The hearing that preceded entry of the order under appeal was held on May 24 and June 1, 2012.   Drs. Michael Kunz and Paul Dudek testified for the State.   Dr. Barry Zakireh testified on behalf of S.M.

Both of the State's witnesses agreed that S.M. meets the clinical standards for a psychopath.   Both also diagnosed him with paraphilia, non-consent and antisocial personality disorder.   Both of the State's experts placed S.M. in the 98–99.5% of all offenders in terms of his high risk of recidivism.   The experts agreed that because of his disorders and psychopathy, as well as his modest gains in treatment, S.M. remained at a high risk for reoffending and should remain committed to the STU.

In an oral decision on June 27, 2012, Judge Freedman continued S.M.'s commitment.   He noted that S.M.,

[H]as a much higher belief in [the] completeness of his treatment than do the treaters.   And I think the record clearly supports that the treaters are correct and not [S.M.].

He has improved․  I credit the testimony of Dr. Kunz and Dr.

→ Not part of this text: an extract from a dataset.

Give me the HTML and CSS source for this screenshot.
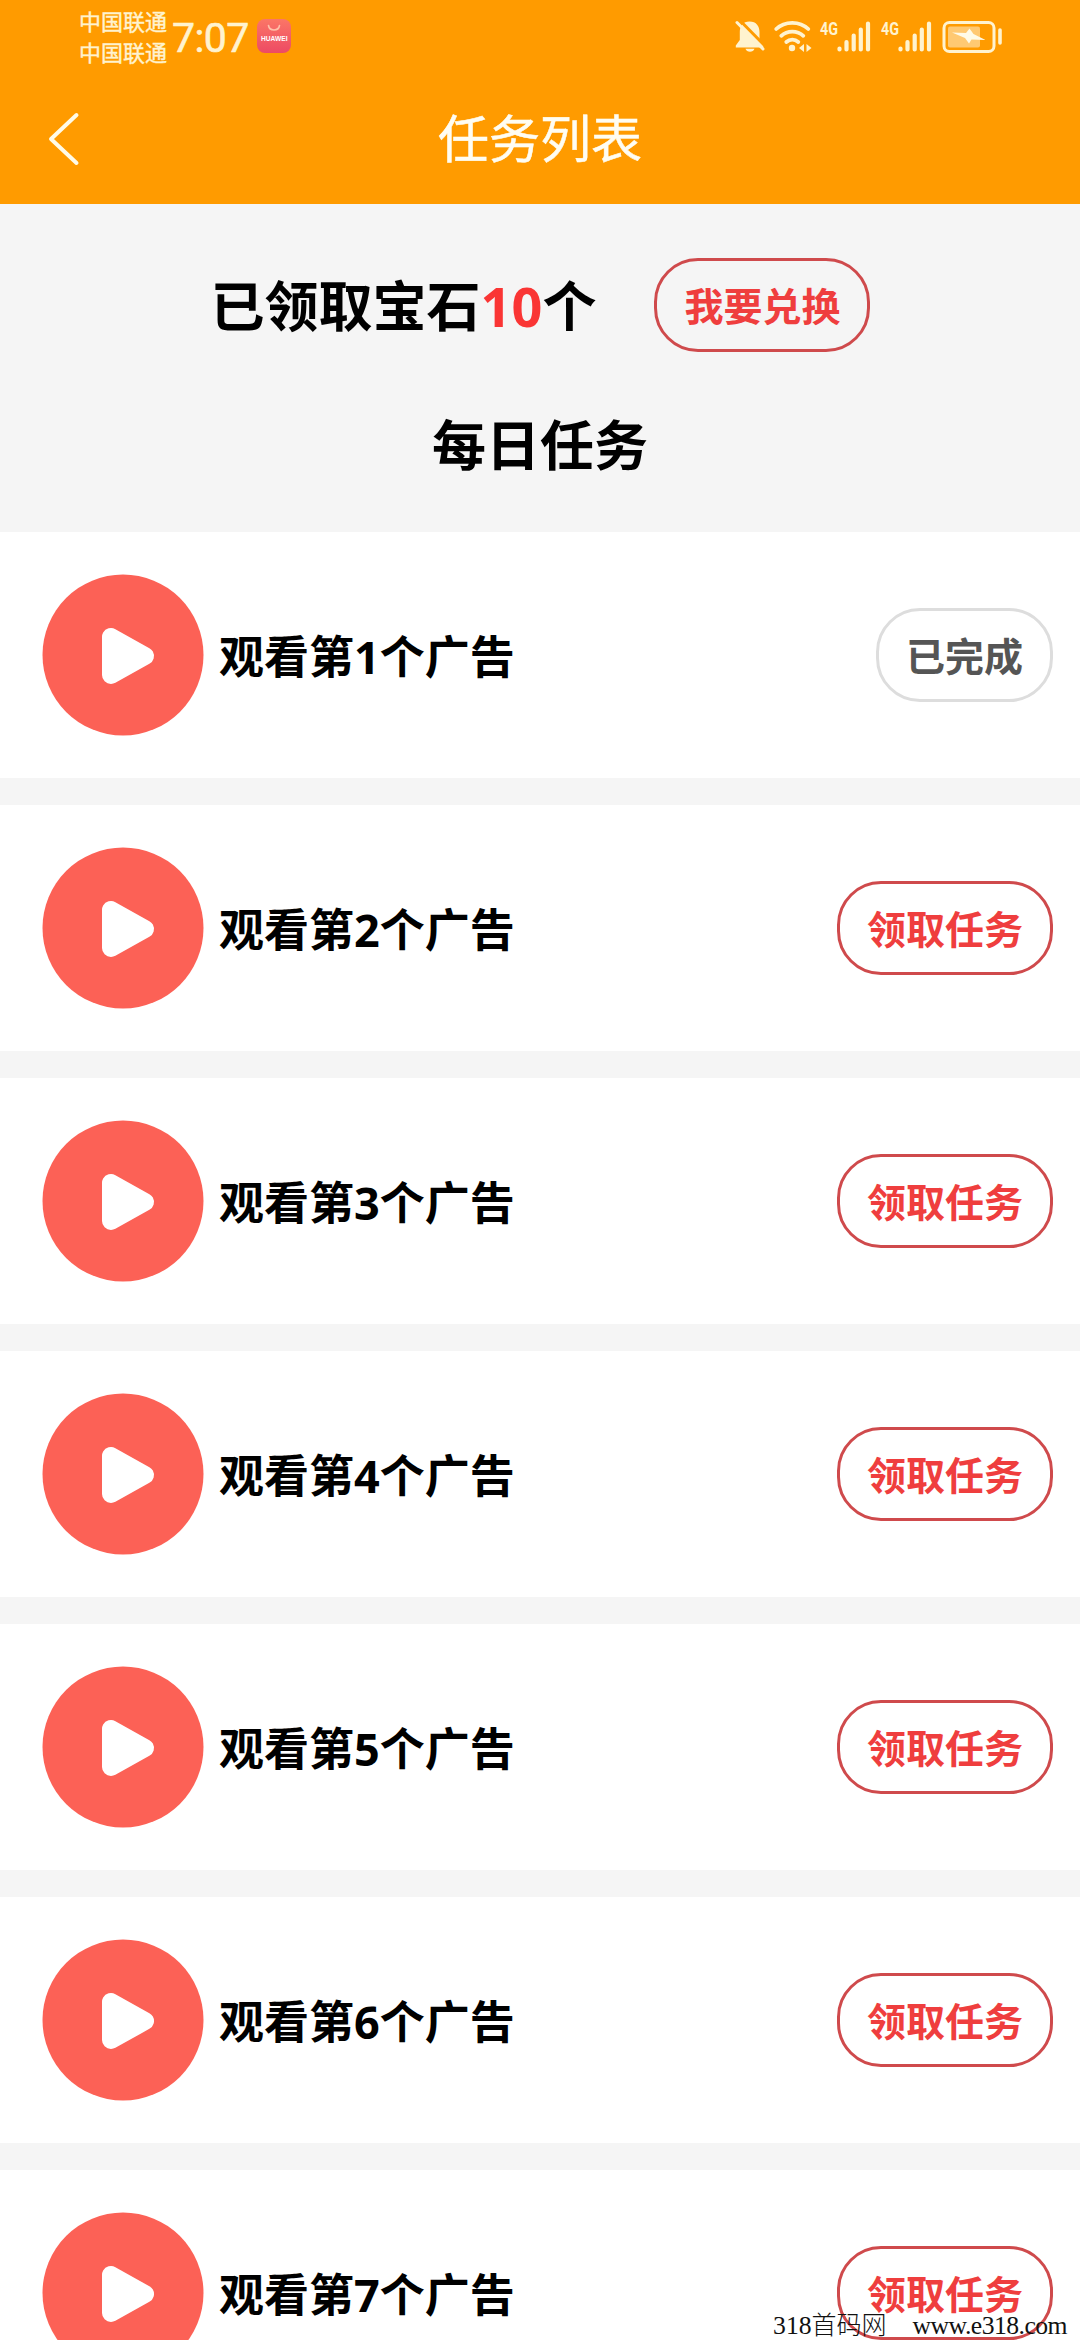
FILE: index.html
```html
<!DOCTYPE html>
<html lang="zh-CN">
<head>
<meta charset="utf-8">
<title>任务列表</title>
<link rel="stylesheet" href="styles.css">
</head>
<body>
<svg class="defs" width="0" height="0" aria-hidden="true">
  <symbol id="play" viewBox="0 0 162 162">
    <circle cx="81" cy="81" r="80.5" fill="#fc6156"/>
    <path d="M69 63v38L103 82z" fill="#fff" stroke="#fff" stroke-width="18" stroke-linejoin="round"/>
  </symbol>
</svg>
<div class="screen">
  <header class="top">
    <div class="status">
      <div class="carriers"><span>中国联通</span><span>中国联通</span></div>
      <span class="clock">7:07</span>
      <svg class="store" viewBox="0 0 34 34">
        <defs><linearGradient id="sg" x1="0" y1="0" x2="0" y2="1"><stop offset="0" stop-color="#fb7666"/><stop offset="1" stop-color="#ed4a64"/></linearGradient></defs>
        <rect width="34" height="34" rx="8" fill="url(#sg)"/>
        <path d="M11.500 6.500c1 6 10 6 11 0" fill="none" stroke="#ffc0a8" stroke-width="1.600" stroke-linecap="round"/>
        <text x="4" y="21.500" class="brand" textLength="26.500" lengthAdjust="spacingAndGlyphs">HUAWEI</text>
      </svg>
      <div class="indicators">
        <svg class="bell" viewBox="0 0 30 34">
          <path d="M14.500 1.500c7 0 10 5 10 10.500v8l4 5.500v2H.8v-2l4-5.500v-8c0-5.500 3-10.500 9.700-10.500zM10.500 28.800h9c-1 4-8 4-9 0z" fill="#fff3cf"/>
          <path d="M4.500 0L31 27" stroke="#ff9b00" stroke-width="3" fill="none"/>
          <path d="M2 2.500L28 29" stroke="#fff3cf" stroke-width="3" stroke-linecap="round" fill="none"/>
        </svg>
        <svg class="wifi" viewBox="0 0 38 34">
          <g fill="none" stroke="#fff3cf" stroke-width="3.800" stroke-linecap="round"><path d="M2.200 9c8.500-8.300 23.600-8.300 32.100 0"/><path d="M7.300 15.800c6-5.700 16-5.700 22 0"/><path d="M12.300 22c3.500-3 8.500-3 12 0"/></g>
          <circle cx="18" cy="28" r="3.200" fill="#fff3cf"/>
          <path d="M30 24v8l-5-4zM32.500 24v8l5-4z" fill="#fff3cf"/>
        </svg>
        <svg class="cell" viewBox="0 0 52 34">
          <text x="0" y="15" class="net" textLength="18" lengthAdjust="spacingAndGlyphs">4G</text>
          <path d="M19.500 28.500v1M26.500 22v7.500M33.700 15.500v14M40.800 9.500v20M48 3.500v26" fill="none" stroke="#fff3cf" stroke-width="4.200" stroke-linecap="round"/>
        </svg>
        <svg class="cell second" viewBox="0 0 52 34">
          <text x="0" y="15" class="net" textLength="18" lengthAdjust="spacingAndGlyphs">4G</text>
          <path d="M19.500 28.500v1M26.500 22v7.500M33.700 15.500v14M40.800 9.500v20M48 3.500v26" fill="none" stroke="#fff3cf" stroke-width="4.200" stroke-linecap="round"/>
        </svg>
        <svg class="battery" viewBox="0 0 61 34">
          <rect x="2" y="2.500" width="50" height="29" rx="5.500" fill="none" stroke="#fff3cf" stroke-width="3"/>
          <rect x="6" y="6.500" width="32" height="21" rx="2" fill="#ffc972"/>
          <path d="M10 12.500l14 .5 3.500-4.500 4 5.500 12 6-14-.5-2.500 4-4-5.500z" fill="#fffbe8"/>
          <path d="M58 10v13" stroke="#fff3cf" stroke-width="3.600" stroke-linecap="round"/>
        </svg>
      </div>
    </div>
    <div class="nav">
      <svg class="back" viewBox="0 0 32 54"><path d="M28.500 3L3 27l25.500 24" fill="none" stroke="#fffbe8" stroke-width="4" stroke-linecap="round" stroke-linejoin="round"/></svg>
      <h1 class="title">任务列表</h1>
    </div>
  </header>
  <section class="summary">
    <div class="gems"><span class="count">已领取宝石<b class="num">10</b>个</span><button class="pill">我要兑换</button></div>
    <h2 class="daily">每日任务</h2>
  </section>
  <main class="tasks">
    <div class="task"><svg class="play"><use href="#play"/></svg><span class="name">观看第<b class="n">1</b>个广告</span><button class="pill done">已完成</button></div>
    <div class="task"><svg class="play"><use href="#play"/></svg><span class="name">观看第<b class="n">2</b>个广告</span><button class="pill">领取任务</button></div>
    <div class="task"><svg class="play"><use href="#play"/></svg><span class="name">观看第<b class="n">3</b>个广告</span><button class="pill">领取任务</button></div>
    <div class="task"><svg class="play"><use href="#play"/></svg><span class="name">观看第<b class="n">4</b>个广告</span><button class="pill">领取任务</button></div>
    <div class="task"><svg class="play"><use href="#play"/></svg><span class="name">观看第<b class="n">5</b>个广告</span><button class="pill">领取任务</button></div>
    <div class="task"><svg class="play"><use href="#play"/></svg><span class="name">观看第<b class="n">6</b>个广告</span><button class="pill">领取任务</button></div>
    <div class="task"><svg class="play"><use href="#play"/></svg><span class="name">观看第<b class="n">7</b>个广告</span><button class="pill">领取任务</button></div>
  </main>
  <div class="mark"><span>318<span class="han">首码网</span></span><span class="url">www.e318.com</span></div>
</div>
</body>
</html>
```
FILE: styles.css
```css
* { box-sizing: border-box; }
body { margin: 0; background: #f5f5f5; font-family: "Noto Sans CJK SC", sans-serif; }
.defs { display: block; position: absolute; }
.screen { position: relative; width: 1080px; height: 2340px; overflow: hidden; }

.top { height: 204px; background: #ff9b00; color: #fff3cf; }
.status { display: flex; align-items: flex-start; height: 72px; padding: 0 77px 0 79px; }
.status svg { overflow: visible; }
.carriers { display: flex; flex-direction: column; padding-top: 4px; width: 93px; }
.carriers span { font-size: 22px; line-height: 32px; white-space: nowrap; -webkit-text-stroke: .4px #fff3cf; }
.carriers span + span { margin-top: -1px; }
.clock { width: 85px; padding-top: 14px; font: 400 41px/48px Roboto, sans-serif; letter-spacing: -0.6px; -webkit-text-stroke: .6px #fff3cf; }
.store { width: 34px; height: 34px; margin-top: 19px; }
.brand { font: 700 7px "Liberation Sans", sans-serif; fill: #fff; }
.indicators { display: flex; margin-left: auto; padding-top: 20px; }
.bell { width: 30px; height: 34px; }
.wifi { width: 38px; height: 34px; margin-left: 9px; }
.cell { width: 52px; height: 34px; margin-left: 8px; }
.second { margin-left: 9px; }
.battery { width: 61px; height: 34px; margin-left: 9px; }
.net { font: 700 19px Roboto, sans-serif; fill: #fff3cf; }
.nav { display: grid; grid-template-columns: 48px 1fr 48px; height: 132px; align-items: center; }
.back { grid-column: 2; grid-row: 1; width: 32px; height: 54px; margin-top: 1px; }
.title { grid-column: 2; grid-row: 1; justify-self: center; margin: -5px 0 0; color: #fffdf2; font-size: 51px; font-weight: 400; line-height: 76px; -webkit-text-stroke: .5px #fffdf2; }

.summary { height: 328px; display: flex; flex-direction: column; align-items: center; padding-top: 54px; }
.gems { display: flex; align-items: center; gap: 58px; height: 94px; padding-left: 1px; }
.count { margin-top: -2px; font-size: 54px; line-height: 80px; font-weight: 700; }
.num { font-family: "Noto Sans", sans-serif; font-weight: 700; line-height: 0; color: #fa3534; }
.daily { margin: 51px 0 0; font-size: 54px; line-height: 80px; font-weight: 700; }

.pill { height: 94px; padding: 0 27px 2px; border: 3px solid #cf4a4c; border-radius: 44px; background: transparent; color: #ef3e3e; font: 700 39px/56px "Noto Sans CJK SC", sans-serif; white-space: nowrap; }
.done { border-color: #ddd; color: #555; }

.tasks { display: flex; flex-direction: column; gap: 27px; }
.task { display: flex; align-items: center; height: 246px; padding: 0 27px 0 42px; background: #fff; }
.play { width: 162px; height: 162px; }
.name { margin-left: 15px; font-size: 45px; line-height: 66px; font-weight: 700; }
.n { font-family: "Noto Sans", sans-serif; font-weight: 700; line-height: 0; }
.task .pill { margin-left: auto; }

.mark { position: absolute; right: 13px; bottom: -1px; display: flex; align-items: baseline; gap: 26px; color: #111; font: 400 25.7px/30px "Liberation Serif", serif; white-space: nowrap; }
.han { font: 300 25px/0 "Noto Sans CJK SC", sans-serif; }
.url { letter-spacing: -0.55px; }
```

Dudek.   I think that [S.M.] is psychopathic․

Judge Freedman found, by clear and convincing evidence, that S.M. did have a paraphilia and an antisocial personality disorder.   He also found that S.M. was predisposed to engage in acts of violence and sexual violence, and that if released, he would still have difficulty controlling his sexually violent behavior, to the extent that he would be highly likely to engage in acts of sexual violence in the reasonably foreseeable future.   Judge Freedman's determination is supported by and explained with reference to that record, and it is consistent with the law;  thus, it is entitled to deference from this court.   See V.A., supra, 357 N.J.Super. at 63.

Affirmed.

FOOTNOTES

1.  FN1. In addition, if the STU “treatment team determines that the person's mental condition has so changed that the person is not likely to engage in acts of sexual violence if released, the treatment team [must] recommend” authorization for a petition for discharge.  N.J.S.A. 30:4–27.36a.